How Feminism Freed The Orgasm


National Orgasm Day was way back on 30 July. No one consulted ME about this and I’m a little bit annoyed about it. I’m annoyed about it because someone wrote a shabby half-arsed article in a major Australian newspaper and slapped a photo of me at the top without asking my permission, telling me about it or mentioning the reason why I was being featured as the poster girl for National Orgasm Day. Also, they got my name wrong.

But the main reason that I’m annoyed is that this article, which argues that anyone who fakes an orgasm is lazy, rude and impolite, had nothing to do with me, or the principles of sexuality I stand for. Yesterday was International Female Orgasm Day so they're definitely worth revisiting.

Perhaps I should explain who I am. I am an Australian cabaret artist, (read actor and singer) who wrote a theatrical show called La Petite Mort – The Orgasm. I created the show in response to historical, scientific and medical opinions I discovered, which treated female sexuality as a disease called hysteria. This “disease” led to the invention of the vibrator – a labour saving device to be used by the medical community.

The show served as a comic reminder that while modern women consider their “right to orgasm” as a given, this hasn’t always been the case. It has taken the work of some very brave feminists to progress western society to a place when a woman’s orgasm is commonly considered an entitlement.

Back in the day, women were diagnosed with hysteria for all sorts of quack reasons. “Symptoms” included all manner of bullshit including irritability and arguing with one’s husband.

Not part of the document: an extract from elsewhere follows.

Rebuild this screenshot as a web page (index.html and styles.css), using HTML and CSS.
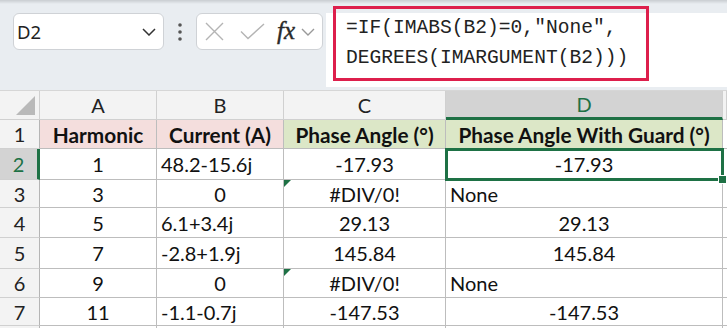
FILE: index.html
```html
<!DOCTYPE html>
<html lang="en">
<head>
    <meta charset="UTF-8">
    <title>Phase Angle With Guard</title>
    <link rel="stylesheet" href="styles.css">
</head>
<body>
    <div class="toolbar">
        <div class="name-box">
            <span>D2</span>
            <svg class="chevron" width="14" height="8" viewBox="0 0 14 8"><polyline points="1,1 7,7 13,1" fill="none" stroke="#333" stroke-width="1.5"/></svg>
        </div>
        <div class="grip">
            <svg width="6" height="18" viewBox="0 0 6 18"><circle cx="3" cy="2" r="1.8" fill="#555"/><circle cx="3" cy="9" r="1.8" fill="#555"/><circle cx="3" cy="16" r="1.8" fill="#555"/></svg>
        </div>
        <div class="fx-box">
            <svg width="19" height="19" viewBox="0 0 19 19"><path d="M1 1 L18 18 M18 1 L1 18" stroke="#b4b4b4" stroke-width="1.4" fill="none"/></svg>
            <svg width="25" height="17" viewBox="0 0 25 17"><polyline points="1,8.5 8,15.5 24,1" fill="none" stroke="#b4b4b4" stroke-width="1.4"/></svg>
            <span class="fx">fx</span>
            <svg width="14" height="8" viewBox="0 0 14 8"><polyline points="1,1 7,7 13,1" fill="none" stroke="#999" stroke-width="1.4"/></svg>
        </div>
        <div class="formula-bar">
            <div class="formula-highlight">=IF(IMABS(B2)=0,"None",<br>DEGREES(IMARGUMENT(B2)))</div>
        </div>
    </div>

    <div class="sheet">
        <div class="hdr corner">
            <svg width="19" height="19" viewBox="0 0 19 19"><polygon points="19,0 19,19 0,19" fill="#b9b9b9"/></svg>
        </div>
        <div class="hdr col">A</div>
        <div class="hdr col">B</div>
        <div class="hdr col">C</div>
        <div class="hdr col active">D</div>
        <div class="hdr col"></div>

        <div class="hdr row">1</div>
        <div class="cell c bold pink">Harmonic</div>
        <div class="cell c bold pink">Current (A)</div>
        <div class="cell c bold green">Phase Angle (°)</div>
        <div class="cell c bold green">Phase Angle With Guard (°)</div>
        <div class="cell"></div>

        <div class="hdr row active">2</div>
        <div class="cell c">1</div>
        <div class="cell l">48.2-15.6j</div>
        <div class="cell c">-17.93</div>
        <div class="cell c selected">-17.93<span class="handle"></span></div>
        <div class="cell"></div>

        <div class="hdr row">3</div>
        <div class="cell c">3</div>
        <div class="cell c">0</div>
        <div class="cell c err">#DIV/0!</div>
        <div class="cell l">None</div>
        <div class="cell"></div>

        <div class="hdr row">4</div>
        <div class="cell c">5</div>
        <div class="cell l">6.1+3.4j</div>
        <div class="cell c">29.13</div>
        <div class="cell c">29.13</div>
        <div class="cell"></div>

        <div class="hdr row">5</div>
        <div class="cell c">7</div>
        <div class="cell l">-2.8+1.9j</div>
        <div class="cell c">145.84</div>
        <div class="cell c">145.84</div>
        <div class="cell"></div>

        <div class="hdr row">6</div>
        <div class="cell c">9</div>
        <div class="cell c">0</div>
        <div class="cell c err">#DIV/0!</div>
        <div class="cell l">None</div>
        <div class="cell"></div>

        <div class="hdr row">7</div>
        <div class="cell c">11</div>
        <div class="cell l">-1.1-0.7j</div>
        <div class="cell c">-147.53</div>
        <div class="cell c">-147.53</div>
        <div class="cell"></div>

        <div class="hdr row"></div>
        <div class="cell"></div>
        <div class="cell"></div>
        <div class="cell"></div>
        <div class="cell"></div>
        <div class="cell"></div>
    </div>
</body>
</html>
```

FILE: styles.css
```css
* {
    margin: 0;
    padding: 0;
    box-sizing: border-box;
}

body {
    width: 727px;
    height: 328px;
    overflow: hidden;
    background: #ffffff;
    font-family: Lato, "Liberation Sans", sans-serif;
    color: #111;
}

/* formula bar area */
.toolbar {
    height: 90px;
    display: flex;
    align-items: flex-start;
    padding-top: 13px;
    background: linear-gradient(#c9cdd1 0, #e9edf1 4px);
}

.name-box {
    margin-left: 13px;
    width: 151px;
    height: 37px;
    background: #fff;
    border: 1px solid #cfd2d6;
    border-radius: 6px;
    display: flex;
    align-items: center;
    justify-content: space-between;
    padding: 0 7px 0 3px;
    font-family: "Noto Sans", sans-serif;
    font-size: 18.5px;
    color: #222;
}

.grip {
    width: 32px;
    height: 37px;
    display: flex;
    align-items: center;
    justify-content: center;
}

.fx-box {
    width: 127px;
    height: 37px;
    background: #fff;
    border: 1px solid #cfd2d6;
    border-radius: 6px;
    display: flex;
    align-items: center;
    padding-left: 8px;
}

.fx-box svg:nth-child(1) { margin-right: 16px; }
.fx-box svg:nth-child(2) { margin-right: 12px; }

.fx {
    font-family: "Liberation Serif", serif;
    font-style: italic;
    font-size: 25px;
    color: #2a2a2a;
    margin-right: 6px;
    line-height: 1;
    padding-bottom: 2px;
    -webkit-text-stroke: 0.4px #2a2a2a;
}

.formula-bar {
    flex: 1;
    margin-left: 3px;
    height: 74px;
    background: #fff;
}

.formula-highlight {
    margin: -7px 0 0 7px;
    width: 316px;
    height: 75px;
    border: 3px solid #dd1f4c;
    padding: 4px 0 0 10px;
    font-family: "Liberation Mono", monospace;
    font-size: 19.6px;
    line-height: 30px;
    color: #222;
}

/* spreadsheet grid */
.sheet {
    display: grid;
    grid-template-columns: 40px 117px 127px 162px 277px 4px;
    grid-template-rows: 29px 29px 31px 28px 30px 31px 29px 28px 3px;
    border-top: 1px solid #d6d6d6;
    font-size: 20px;
}

.hdr {
    background: #f3f3f3;
    border-right: 1px solid #d0d0d0;
    border-bottom: 1px solid #d0d0d0;
    display: flex;
    align-items: center;
    justify-content: center;
    color: #222;
    font-size: 20px;
}

.hdr.corner {
    justify-content: flex-end;
    align-items: flex-end;
    padding: 0 4px 4px 0;
}

.hdr.row {
    border-right-color: #b5b5b5;
}

.hdr.col.active {
    background: #d3d3d3;
    color: #1e7145;
    border-bottom: 3px solid #1e7145;
}

.hdr.row.active {
    background: #d3d3d3;
    color: #1e7145;
    border-right: 3px solid #1e7145;
}

.cell {
    position: relative;
    border-right: 1px solid #bdbdbd;
    border-bottom: 1px solid #bdbdbd;
    display: flex;
    align-items: center;
    white-space: nowrap;
    padding: 0 4px;
}

.cell.c { justify-content: center; }
.cell.l { justify-content: flex-start; }
.cell.bold { font-weight: bold; font-size: 20.8px; }
.cell.pink { background: #f4dedd; }
.cell.green { background: #dce7c7; }

.cell.err::before {
    content: "";
    position: absolute;
    left: 0;
    top: 0;
    border-top: 7px solid #1e7145;
    border-right: 7px solid transparent;
}

.cell.selected {
    outline: 3px solid #1e7145;
    outline-offset: -2px;
    z-index: 1;
}

.handle {
    position: absolute;
    right: -5px;
    bottom: -5px;
    width: 9px;
    height: 9px;
    background: #1e7145;
    border: 1px solid #fff;
}
```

The treatment, which dates back to the time of Plato, was clitoral massage. This “medical treatment” was performed by doctors of western medicine (because women couldn’t possibly touch their own clitorises, for heaven’s sake!) to induce what was known as a hysterical paroxysm, or what is now recognised as female orgasm.

Historically, the privilege of orgasmic pleasure was reserved for men, whose wives were expected to lie back and think of England. Naturally, the clitoral massage along with the paroxysm weren’t regarded as sexual because they didn’t involve penetration.

Medical doctors regarded the treatment method as “laborious and difficult”. One doctor even described it as a similar feat of co-ordination as “rubbing your head and patting your stomach at the same time”. Enter the vibrator! Initially an instrument powered by steam engine and later in its advances, one of the first electric household appliances, predating the vacuum cleaner and the toaster.

The acknowledgment that women are capable of orgasm is an enormous step forward for feminism. As is the consequent permission women have been granted to enjoy sex. This step forward is still in its infancy as demonstrated by the stubborn slut-shaming and victim-blaming that persists in everyday life. So, the idea that people who fake orgasms are lazy, rude and impolite disgusts me.

Sexuality is a precious and delicate issue, steeped in a difficult history. It is an issue that needs to be handled gently, lovingly and with care. It takes enormous courage to take steps towards healing sexual issues and I find this negative labelling of people who struggle with orgasm as lazy or rude to be ignorant and careless.

I found the article to be potentially hurtful and damaging and while I’m sure it was written with the intention of being sex-positive, I fail to see how brashly condemning “orgasm-fakers” creates a safe space for sexual healing or positive growth.

The bottom line is that talking about sex openly is hard. Talking to your partner about possible problems in your sex life is even harder. These issues need to be handled with kid gloves, in a loving and supportive manner. They need time and patience and most importantly, they require a deep level of intimacy.

While I am grateful that the western world has evolved socially to a point where orgasms are taken for granted, I feel it is deeply important to acknowledge how recent this phenomenon is. Hysteria was only thrown out of the medical textbooks in the 1950s; they decided after 2500 years, that female sexuality was normal. As I say in my show, La Petite Mort – The Orgasm, “I am eternally grateful to the women who have cum before me. Who risked their marriages, their friendships and their involvement in society for my right to have an orgasm.”